Ringgit to hold steady on unchanged US rate

The ringgit could weaken slightly in the immediate term as the US economy become more constructive


THE steady benchmark rate announced by the US Federal Reserve (Fed) on Wednesday favours the ringgit in the near future as the low rate injects confidence in the greenback, economists said.

Bank Islam Malaysia Bhd chief economist Dr Mohd Afzanizam Abdul Rashid said the measure indicates the economic powerhouse is confident in revitalising its economy, thus providing supports to its businesses.

The Fed, in its recent two-day policy meeting, announced that it’s keeping interest rates near zero, at 0% to 0.25%, indicating it will maintain the rate until 2023.

“With the Fed committed to keeping their benchmark rates low, it could translate into strong ringgit at some point in the future.

“But in the meantime, the focus will be the sharp revision of the US’ GDP contraction for 2020 from the 6.5% drop forecast made in June to 3.7%.

“It implies that the severity of the impact from Covid-19 has been fairly contained, allowing for the reopening of the economy to take place,” he told The Malaysian Reserve (TMR).

At the time of writing, the greenback had risen 0.05 points to 93.27 based on the US Dollar Index while the US dollar against ringgit depreciated 0.13% to 4.137.

“The ringgit could weaken slightly in the immediate term as the view on the US economy has become more constructive,” Mohd Afzanizam said.
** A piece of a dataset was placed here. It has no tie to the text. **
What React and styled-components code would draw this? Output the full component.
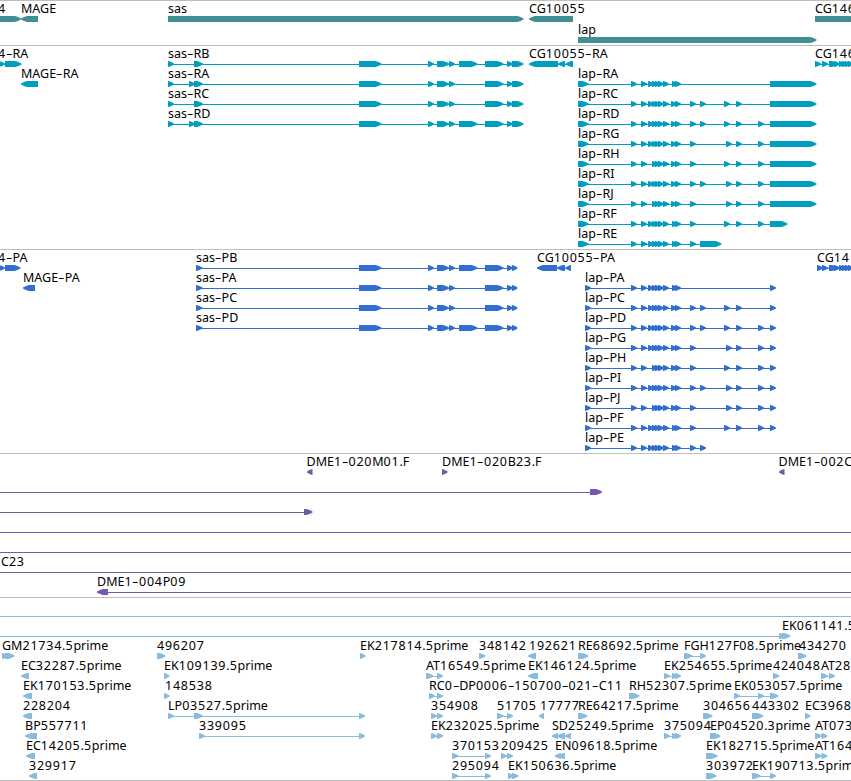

Sunway University Business School economist Prof Dr Yeah Kim Leng (picture) said the decision by the Fed did not come as a surprise as the US has adopted accommodative monetary policies.

“The US interest rate is already near-zero level and further cuts are unlikely to provide further support to its economy. Similar to other countries, the US government and the Fed are looking at other policy tools, especially the use of fiscal policy, to support the economy against the pandemic impact.

“More importantly, they also look at the unconventional policy measures particularly in the use of quantitative easing (QE) through the purchase of mortgage assets from the banking systems to ensure the injecting of liquidity to the US financial markets,” he said.

Yeah added that maintaining the rates would support the dollar in the anticipation of the US election in November.

“The negative sentiment on the US dollar given its interest has been at near-zero levels is due to the QE measure and the weakness of the economy especially due to the severe impact of Covid-19.

“All of these challenges have returned the dollar as holding the rich steady will help to prevent further erosion on the greenback,” he said.

Due to that, Yeah said the ringgit is expected to hold steady against the US dollar, while further dollar weakness will be attributed to the performance of its economy and no longer to the cuts in its interest rates.

“The weighing factor on the US dollar will shift to the performance of the economy, especially on the recovery momentum and its election, which are creating uncertainties on the currency and financial markets,” Yeah said.

Mohd Afzanizam said a sharp appreciation of the ringgit could affect exports due to the foreign-exchange discrepancy.

However, given that the technology sector is expected to pick up its pace this year alongside the strong demand for gloves, exports should perform favourably in the remaining period of 2020, he added.

Yeah said while countries are still recovering from the Covid-19 impact, Malaysia should be focusing its trade regionally, particularly on countries that have shown signs of revival in their economic activity.

“Export depends on whether the US economy can sustain its momentum of recovery. The US’ GDP is driven by its consumption, so if the negative impact on consumption is still intact, the import from Malaysia will likely remain weak.

“Our external demand will have to depend on Asia, especially China led by its quick recovery. We should be focusing on regional demand rather than the US,” he said.